--- START OF Data for this task ---

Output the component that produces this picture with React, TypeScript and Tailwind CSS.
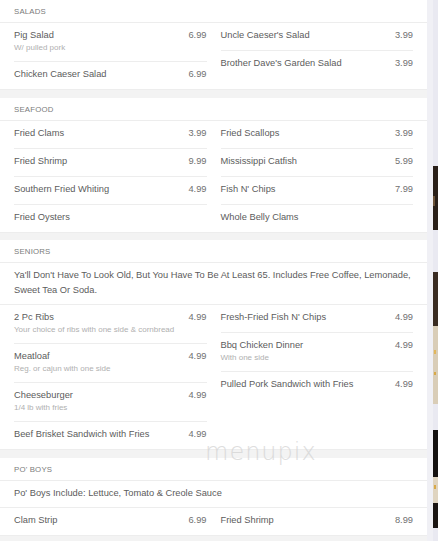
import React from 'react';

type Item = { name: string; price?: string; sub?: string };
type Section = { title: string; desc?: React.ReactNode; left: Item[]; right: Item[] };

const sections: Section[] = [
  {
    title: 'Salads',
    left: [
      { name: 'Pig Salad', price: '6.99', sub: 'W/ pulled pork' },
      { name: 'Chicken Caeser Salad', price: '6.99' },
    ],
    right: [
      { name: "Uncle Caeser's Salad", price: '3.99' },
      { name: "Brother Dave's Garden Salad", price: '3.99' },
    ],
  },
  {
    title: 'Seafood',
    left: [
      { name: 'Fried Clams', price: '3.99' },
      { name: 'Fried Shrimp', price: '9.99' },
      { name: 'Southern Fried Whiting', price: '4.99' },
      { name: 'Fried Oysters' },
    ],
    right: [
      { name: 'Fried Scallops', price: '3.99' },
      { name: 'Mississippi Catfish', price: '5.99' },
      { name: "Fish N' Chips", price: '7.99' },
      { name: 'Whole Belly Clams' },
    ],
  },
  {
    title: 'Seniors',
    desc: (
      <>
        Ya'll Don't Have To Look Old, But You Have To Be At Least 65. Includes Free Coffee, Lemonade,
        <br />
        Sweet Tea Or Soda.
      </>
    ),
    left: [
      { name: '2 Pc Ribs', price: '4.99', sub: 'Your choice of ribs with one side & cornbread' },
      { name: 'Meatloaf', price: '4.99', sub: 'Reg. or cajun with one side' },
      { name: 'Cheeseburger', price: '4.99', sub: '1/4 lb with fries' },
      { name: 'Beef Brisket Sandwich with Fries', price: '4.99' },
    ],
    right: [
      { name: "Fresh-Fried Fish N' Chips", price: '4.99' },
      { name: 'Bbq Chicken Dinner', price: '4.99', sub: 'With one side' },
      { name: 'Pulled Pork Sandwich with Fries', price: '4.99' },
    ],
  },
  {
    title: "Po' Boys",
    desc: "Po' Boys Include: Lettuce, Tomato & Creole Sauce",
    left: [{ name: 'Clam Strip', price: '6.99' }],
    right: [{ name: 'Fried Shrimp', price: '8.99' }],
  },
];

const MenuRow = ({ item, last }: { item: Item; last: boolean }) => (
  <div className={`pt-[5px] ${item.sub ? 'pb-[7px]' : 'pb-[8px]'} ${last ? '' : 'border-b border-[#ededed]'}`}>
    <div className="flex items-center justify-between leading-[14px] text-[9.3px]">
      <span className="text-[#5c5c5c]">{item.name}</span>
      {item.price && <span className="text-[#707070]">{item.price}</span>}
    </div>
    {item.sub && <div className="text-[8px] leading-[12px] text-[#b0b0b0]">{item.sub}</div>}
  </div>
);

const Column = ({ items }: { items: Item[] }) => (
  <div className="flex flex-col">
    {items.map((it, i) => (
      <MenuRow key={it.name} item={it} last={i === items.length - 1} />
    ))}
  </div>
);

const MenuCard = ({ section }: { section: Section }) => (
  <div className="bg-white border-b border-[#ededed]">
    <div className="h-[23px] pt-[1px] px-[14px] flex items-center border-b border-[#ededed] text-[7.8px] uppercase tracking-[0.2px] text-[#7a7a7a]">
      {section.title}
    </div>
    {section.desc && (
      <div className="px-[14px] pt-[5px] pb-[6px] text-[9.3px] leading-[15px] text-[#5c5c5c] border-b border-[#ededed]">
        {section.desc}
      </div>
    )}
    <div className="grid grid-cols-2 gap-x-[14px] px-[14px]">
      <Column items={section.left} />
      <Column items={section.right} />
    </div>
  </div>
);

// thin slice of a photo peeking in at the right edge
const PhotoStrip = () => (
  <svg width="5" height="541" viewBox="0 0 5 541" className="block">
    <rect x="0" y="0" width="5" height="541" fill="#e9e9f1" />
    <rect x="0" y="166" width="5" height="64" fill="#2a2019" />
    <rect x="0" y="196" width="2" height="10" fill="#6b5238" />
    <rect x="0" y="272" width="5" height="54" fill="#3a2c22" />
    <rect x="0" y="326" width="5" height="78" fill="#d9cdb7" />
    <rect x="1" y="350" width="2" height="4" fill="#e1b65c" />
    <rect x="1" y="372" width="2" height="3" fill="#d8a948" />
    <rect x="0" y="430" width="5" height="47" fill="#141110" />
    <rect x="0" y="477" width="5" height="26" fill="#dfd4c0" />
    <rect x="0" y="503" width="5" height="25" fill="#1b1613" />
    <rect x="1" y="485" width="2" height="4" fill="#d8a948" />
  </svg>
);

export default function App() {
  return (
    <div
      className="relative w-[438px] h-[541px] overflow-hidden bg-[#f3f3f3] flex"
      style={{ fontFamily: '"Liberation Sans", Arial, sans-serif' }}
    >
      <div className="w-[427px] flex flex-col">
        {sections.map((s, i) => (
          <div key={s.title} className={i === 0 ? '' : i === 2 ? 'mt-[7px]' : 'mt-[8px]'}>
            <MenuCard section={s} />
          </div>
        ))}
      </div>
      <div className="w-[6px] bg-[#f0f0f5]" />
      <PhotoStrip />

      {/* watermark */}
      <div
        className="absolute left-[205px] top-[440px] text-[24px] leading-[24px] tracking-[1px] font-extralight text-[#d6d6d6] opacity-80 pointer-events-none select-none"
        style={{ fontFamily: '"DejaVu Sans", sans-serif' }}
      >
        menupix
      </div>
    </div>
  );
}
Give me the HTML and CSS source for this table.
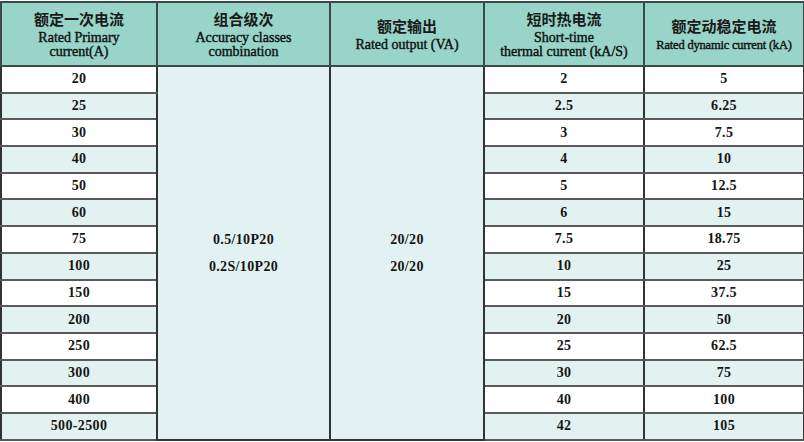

--- END OF Data for this task ---

**Exercise description**: Make an exact copy of all entries above, dropping the images.

**The output**:
Output the component that produces this picture with React, TypeScript and Tailwind CSS.
import React from 'react';

type Item = { name: string; price?: string; sub?: string };
type Section = { title: string; desc?: React.ReactNode; left: Item[]; right: Item[] };

const sections: Section[] = [
  {
    title: 'Salads',
    left: [
      { name: 'Pig Salad', price: '6.99', sub: 'W/ pulled pork' },
      { name: 'Chicken Caeser Salad', price: '6.99' },
    ],
    right: [
      { name: "Uncle Caeser's Salad", price: '3.99' },
      { name: "Brother Dave's Garden Salad", price: '3.99' },
    ],
  },
  {
    title: 'Seafood',
    left: [
      { name: 'Fried Clams', price: '3.99' },
      { name: 'Fried Shrimp', price: '9.99' },
      { name: 'Southern Fried Whiting', price: '4.99' },
      { name: 'Fried Oysters' },
    ],
    right: [
      { name: 'Fried Scallops', price: '3.99' },
      { name: 'Mississippi Catfish', price: '5.99' },
      { name: "Fish N' Chips", price: '7.99' },
      { name: 'Whole Belly Clams' },
    ],
  },
  {
    title: 'Seniors',
    desc: (
      <>
        Ya'll Don't Have To Look Old, But You Have To Be At Least 65. Includes Free Coffee, Lemonade,
        <br />
        Sweet Tea Or Soda.
      </>
    ),
    left: [
      { name: '2 Pc Ribs', price: '4.99', sub: 'Your choice of ribs with one side & cornbread' },
      { name: 'Meatloaf', price: '4.99', sub: 'Reg. or cajun with one side' },
      { name: 'Cheeseburger', price: '4.99', sub: '1/4 lb with fries' },
      { name: 'Beef Brisket Sandwich with Fries', price: '4.99' },
    ],
    right: [
      { name: "Fresh-Fried Fish N' Chips", price: '4.99' },
      { name: 'Bbq Chicken Dinner', price: '4.99', sub: 'With one side' },
      { name: 'Pulled Pork Sandwich with Fries', price: '4.99' },
    ],
  },
  {
    title: "Po' Boys",
    desc: "Po' Boys Include: Lettuce, Tomato & Creole Sauce",
    left: [{ name: 'Clam Strip', price: '6.99' }],
    right: [{ name: 'Fried Shrimp', price: '8.99' }],
  },
];

const MenuRow = ({ item, last }: { item: Item; last: boolean }) => (
  <div className={`pt-[5px] ${item.sub ? 'pb-[7px]' : 'pb-[8px]'} ${last ? '' : 'border-b border-[#ededed]'}`}>
    <div className="flex items-center justify-between leading-[14px] text-[9.3px]">
      <span className="text-[#5c5c5c]">{item.name}</span>
      {item.price && <span className="text-[#707070]">{item.price}</span>}
    </div>
    {item.sub && <div className="text-[8px] leading-[12px] text-[#b0b0b0]">{item.sub}</div>}
  </div>
);

const Column = ({ items }: { items: Item[] }) => (
  <div className="flex flex-col">
    {items.map((it, i) => (
      <MenuRow key={it.name} item={it} last={i === items.length - 1} />
    ))}
  </div>
);

const MenuCard = ({ section }: { section: Section }) => (
  <div className="bg-white border-b border-[#ededed]">
    <div className="h-[23px] pt-[1px] px-[14px] flex items-center border-b border-[#ededed] text-[7.8px] uppercase tracking-[0.2px] text-[#7a7a7a]">
      {section.title}
    </div>
    {section.desc && (
      <div className="px-[14px] pt-[5px] pb-[6px] text-[9.3px] leading-[15px] text-[#5c5c5c] border-b border-[#ededed]">
        {section.desc}
      </div>
    )}
    <div className="grid grid-cols-2 gap-x-[14px] px-[14px]">
      <Column items={section.left} />
      <Column items={section.right} />
    </div>
  </div>
);

// thin slice of a photo peeking in at the right edge
const PhotoStrip = () => (
  <svg width="5" height="541" viewBox="0 0 5 541" className="block">
    <rect x="0" y="0" width="5" height="541" fill="#e9e9f1" />
    <rect x="0" y="166" width="5" height="64" fill="#2a2019" />
    <rect x="0" y="196" width="2" height="10" fill="#6b5238" />
    <rect x="0" y="272" width="5" height="54" fill="#3a2c22" />
    <rect x="0" y="326" width="5" height="78" fill="#d9cdb7" />
    <rect x="1" y="350" width="2" height="4" fill="#e1b65c" />
    <rect x="1" y="372" width="2" height="3" fill="#d8a948" />
    <rect x="0" y="430" width="5" height="47" fill="#141110" />
    <rect x="0" y="477" width="5" height="26" fill="#dfd4c0" />
    <rect x="0" y="503" width="5" height="25" fill="#1b1613" />
    <rect x="1" y="485" width="2" height="4" fill="#d8a948" />
  </svg>
);

export default function App() {
  return (
    <div
      className="relative w-[438px] h-[541px] overflow-hidden bg-[#f3f3f3] flex"
      style={{ fontFamily: '"Liberation Sans", Arial, sans-serif' }}
    >
      <div className="w-[427px] flex flex-col">
        {sections.map((s, i) => (
          <div key={s.title} className={i === 0 ? '' : i === 2 ? 'mt-[7px]' : 'mt-[8px]'}>
            <MenuCard section={s} />
          </div>
        ))}
      </div>
      <div className="w-[6px] bg-[#f0f0f5]" />
      <PhotoStrip />

      {/* watermark */}
      <div
        className="absolute left-[205px] top-[440px] text-[24px] leading-[24px] tracking-[1px] font-extralight text-[#d6d6d6] opacity-80 pointer-events-none select-none"
        style={{ fontFamily: '"DejaVu Sans", sans-serif' }}
      >
        menupix
      </div>
    </div>
  );
}
Give me the HTML and CSS source for this table.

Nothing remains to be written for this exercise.